EXERCISE DATA:
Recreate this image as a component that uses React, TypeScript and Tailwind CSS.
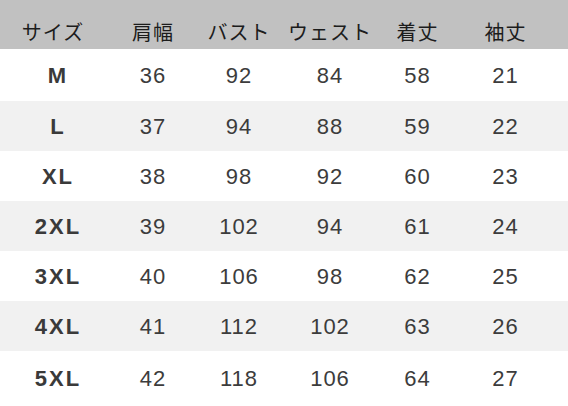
const headers = ["サイズ", "肩幅", "バスト", "ウェスト", "着丈", "袖丈"];

const rows: { size: string; values: number[] }[] = [
  { size: "M", values: [36, 92, 84, 58, 21] },
  { size: "L", values: [37, 94, 88, 59, 22] },
  { size: "XL", values: [38, 98, 92, 60, 23] },
  { size: "2XL", values: [39, 102, 94, 61, 24] },
  { size: "3XL", values: [40, 106, 98, 62, 25] },
  { size: "4XL", values: [41, 112, 102, 63, 26] },
  { size: "5XL", values: [42, 118, 106, 64, 27] },
];

const cols = "grid grid-cols-[114px_78px_94px_88px_87px_89px]";

export default function App() {
  return (
    <div className="w-[568px] h-[406px] overflow-hidden bg-white font-['Liberation_Sans','Noto_Sans_CJK_JP',sans-serif] text-[#333]">
      <div className={`${cols} h-[49px] bg-[#c1c1c1] items-center pt-[14px]`}>
        {headers.map((h, i) => (
          <div
            key={h}
            className={
              "text-center text-[20px] font-normal tracking-[1px] text-[#1c1c1c] font-['Noto_Sans_CJK_JP',sans-serif] " +
              (i === 0 ? "pr-[8px]" : "")
            }
          >
            {h}
          </div>
        ))}
      </div>
      {rows.map((r, i) => (
        <div
          key={r.size}
          className={`${cols} items-center ${i % 2 === 1 ? "bg-[#f1f1f1]" : "bg-white"} ${
            i === 0 ? "h-[52px]" : i === 6 ? "h-[54px]" : "h-[50px]"
          }`}
        >
          <div className="text-center text-[22px] font-bold tracking-[2px] text-[#3a3a3a] pl-[2px]">{r.size}</div>
          {r.values.map((v, j) => (
            <div key={j} className="text-center text-[22px] tracking-[1px] text-[#3c3c3c]">
              {v}
            </div>
          ))}
        </div>
      ))}
    </div>
  );
}
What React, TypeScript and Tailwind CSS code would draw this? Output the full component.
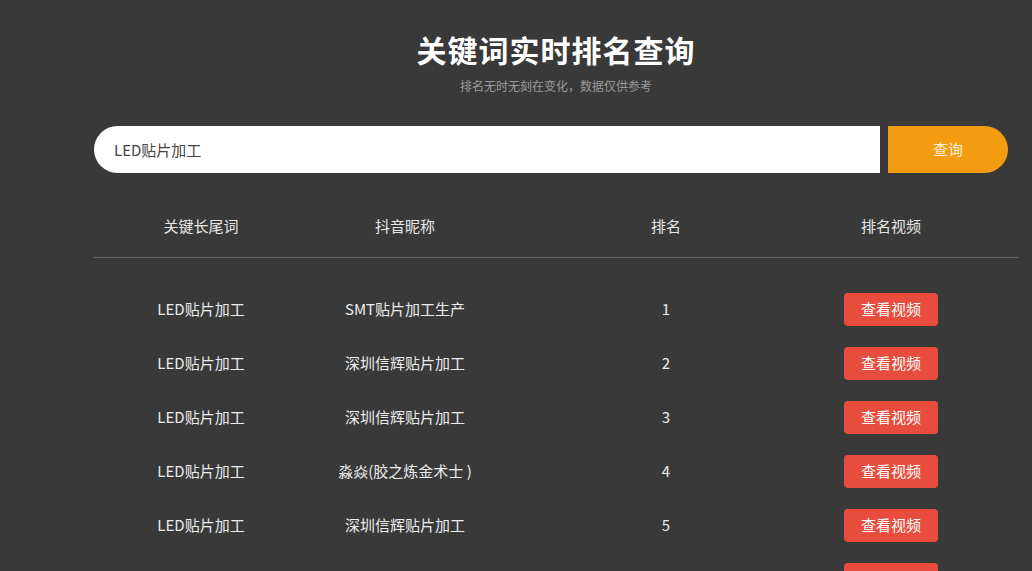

TASK BRIEF:
Take the data above and repeat it exactly, leaving each picture out.

EXPECTED ANSWER:
Recreate this image as a component that uses React, TypeScript and Tailwind CSS.
const headers = ["サイズ", "肩幅", "バスト", "ウェスト", "着丈", "袖丈"];

const rows: { size: string; values: number[] }[] = [
  { size: "M", values: [36, 92, 84, 58, 21] },
  { size: "L", values: [37, 94, 88, 59, 22] },
  { size: "XL", values: [38, 98, 92, 60, 23] },
  { size: "2XL", values: [39, 102, 94, 61, 24] },
  { size: "3XL", values: [40, 106, 98, 62, 25] },
  { size: "4XL", values: [41, 112, 102, 63, 26] },
  { size: "5XL", values: [42, 118, 106, 64, 27] },
];

const cols = "grid grid-cols-[114px_78px_94px_88px_87px_89px]";

export default function App() {
  return (
    <div className="w-[568px] h-[406px] overflow-hidden bg-white font-['Liberation_Sans','Noto_Sans_CJK_JP',sans-serif] text-[#333]">
      <div className={`${cols} h-[49px] bg-[#c1c1c1] items-center pt-[14px]`}>
        {headers.map((h, i) => (
          <div
            key={h}
            className={
              "text-center text-[20px] font-normal tracking-[1px] text-[#1c1c1c] font-['Noto_Sans_CJK_JP',sans-serif] " +
              (i === 0 ? "pr-[8px]" : "")
            }
          >
            {h}
          </div>
        ))}
      </div>
      {rows.map((r, i) => (
        <div
          key={r.size}
          className={`${cols} items-center ${i % 2 === 1 ? "bg-[#f1f1f1]" : "bg-white"} ${
            i === 0 ? "h-[52px]" : i === 6 ? "h-[54px]" : "h-[50px]"
          }`}
        >
          <div className="text-center text-[22px] font-bold tracking-[2px] text-[#3a3a3a] pl-[2px]">{r.size}</div>
          {r.values.map((v, j) => (
            <div key={j} className="text-center text-[22px] tracking-[1px] text-[#3c3c3c]">
              {v}
            </div>
          ))}
        </div>
      ))}
    </div>
  );
}
What React, TypeScript and Tailwind CSS code would draw this? Output the full component.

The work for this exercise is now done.